Of course, during the month political leaders continued
to ride their time-tested political hobby horses – new constitution, electoral
reforms, call for general election and the not be missed late entrant
“investigation and follow up into the Easter Sunday terrorist attacks.”
The government used the familiar gambit of appointing
parliamentary select committees and presidential commissions to tackle the
opposition moves. So, everybody continued to be busy doing something.

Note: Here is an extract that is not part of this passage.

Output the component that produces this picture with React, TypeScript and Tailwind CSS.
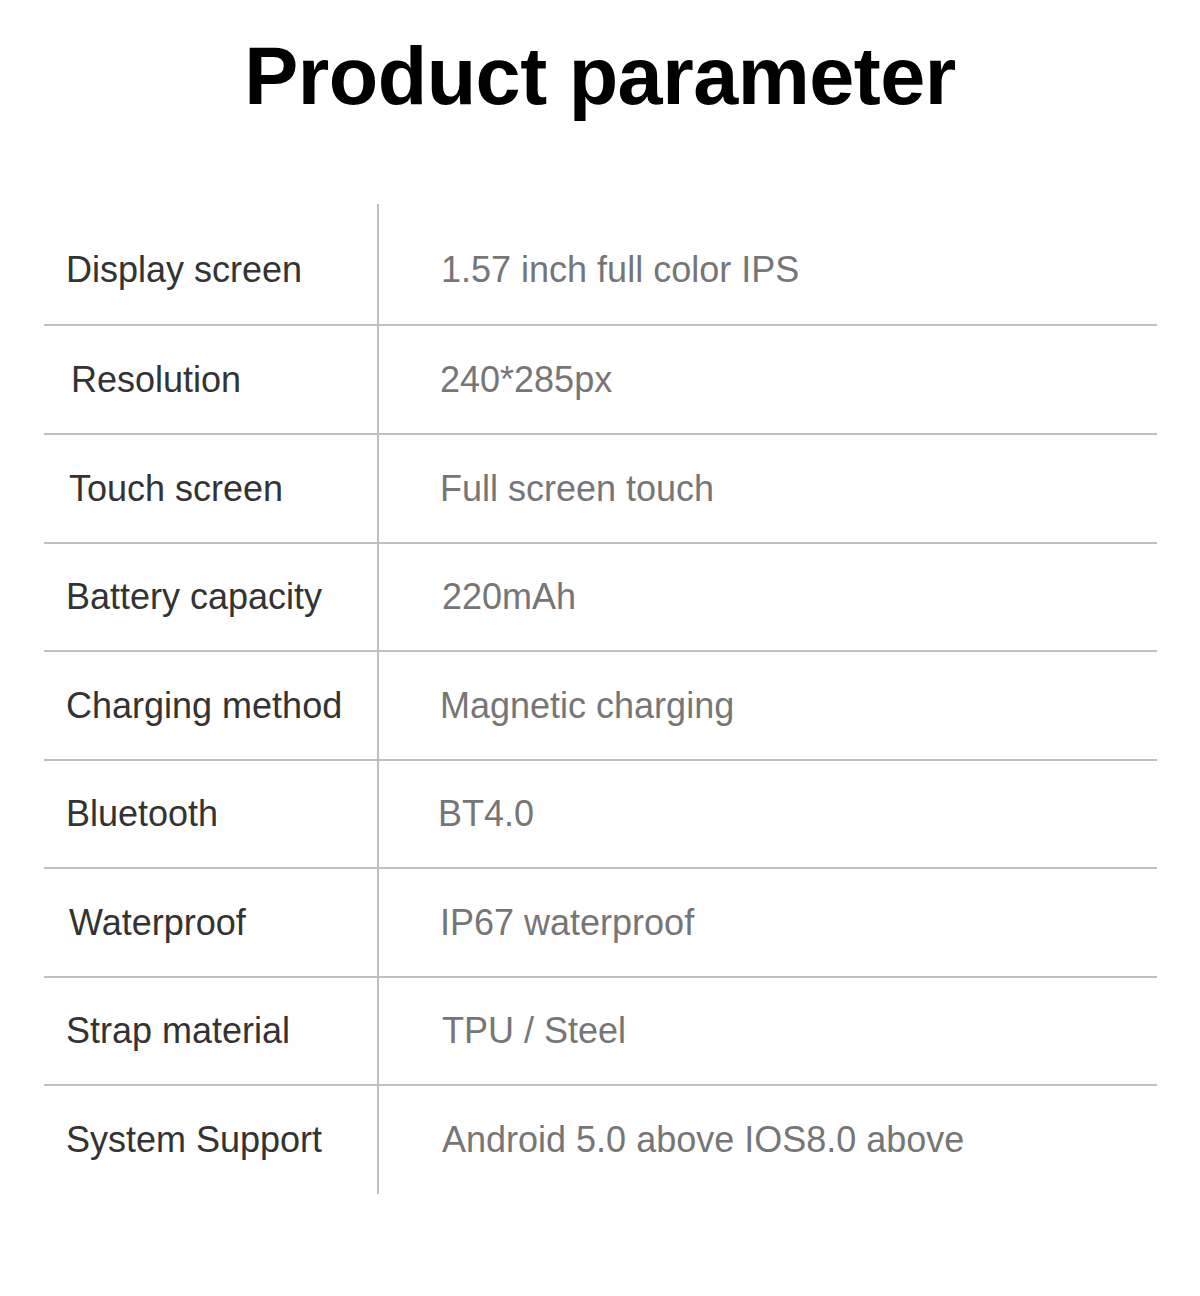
import React from "react";

const rows: { label: string; value: string; lx: string; vx: string; h: string }[] = [
  { label: "Display screen", value: "1.57 inch full color IPS", lx: "pl-[22px]", vx: "pl-[62px]", h: "h-[122px] pt-[12px]" },
  { label: "Resolution", value: "240*285px", lx: "pl-[27px]", vx: "pl-[61px]", h: "h-[109px]" },
  { label: "Touch screen", value: "Full screen touch", lx: "pl-[25px]", vx: "pl-[61px]", h: "h-[109px]" },
  { label: "Battery capacity", value: "220mAh", lx: "pl-[22px]", vx: "pl-[63px]", h: "h-[108px]" },
  { label: "Charging method", value: "Magnetic charging", lx: "pl-[22px]", vx: "pl-[61px]", h: "h-[109px]" },
  { label: "Bluetooth", value: "BT4.0", lx: "pl-[22px]", vx: "pl-[59px]", h: "h-[108px]" },
  { label: "Waterproof", value: "IP67 waterproof", lx: "pl-[25px]", vx: "pl-[61px]", h: "h-[109px]" },
  { label: "Strap material", value: "TPU / Steel", lx: "pl-[22px]", vx: "pl-[63px]", h: "h-[108px]" },
  { label: "System Support", value: "Android 5.0 above IOS8.0 above", lx: "pl-[22px]", vx: "pl-[63px]", h: "h-[108px]" },
];

const App = () => {
  return (
    <div className="w-[1200px] h-[1296px] bg-white font-['Liberation_Sans',Arial,sans-serif]">
      <h1 className="pt-[28px] text-center text-[81px] leading-[96px] font-bold text-black tracking-[-0.5px]">
        Product parameter
      </h1>
      <div className="mt-[80px] mx-[44px] w-[1113px]">
        {rows.map((r, i) => (
          <div
            key={r.label}
            className={
              "flex " + r.h + " " + (i < rows.length - 1 ? "border-b-2 border-[#c0c0c0]" : "")
            }
          >
            <div
              className={
                "w-[335px] shrink-0 flex items-center border-r-2 border-[#c0c0c0] text-[36px] text-[#333333] " +
                (i === 0 ? "pt-[12px] -mt-[12px] " : "") +
                r.lx
              }
            >
              {r.label}
            </div>
            <div className={"flex items-center text-[36px] text-[#767676] " + r.vx}>
              {r.value}
            </div>
          </div>
        ))}
      </div>
    </div>
  );
};

export default App;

Strategizing economic recovery
However, President Wickremesinghe appears to be
leveraging lack of unity within political parties to adopt transactional
strategies to push through actions to achieve targets set in the 2022 interim
budget for increase in government revenue and debt reduction. The actions taken
so far, include reducing government spending, tackling public corruption,
energy reforms to open retail distribution of fuel to private firms, privatise
wasteful state-owned enterprises and promote foreign investment avenues.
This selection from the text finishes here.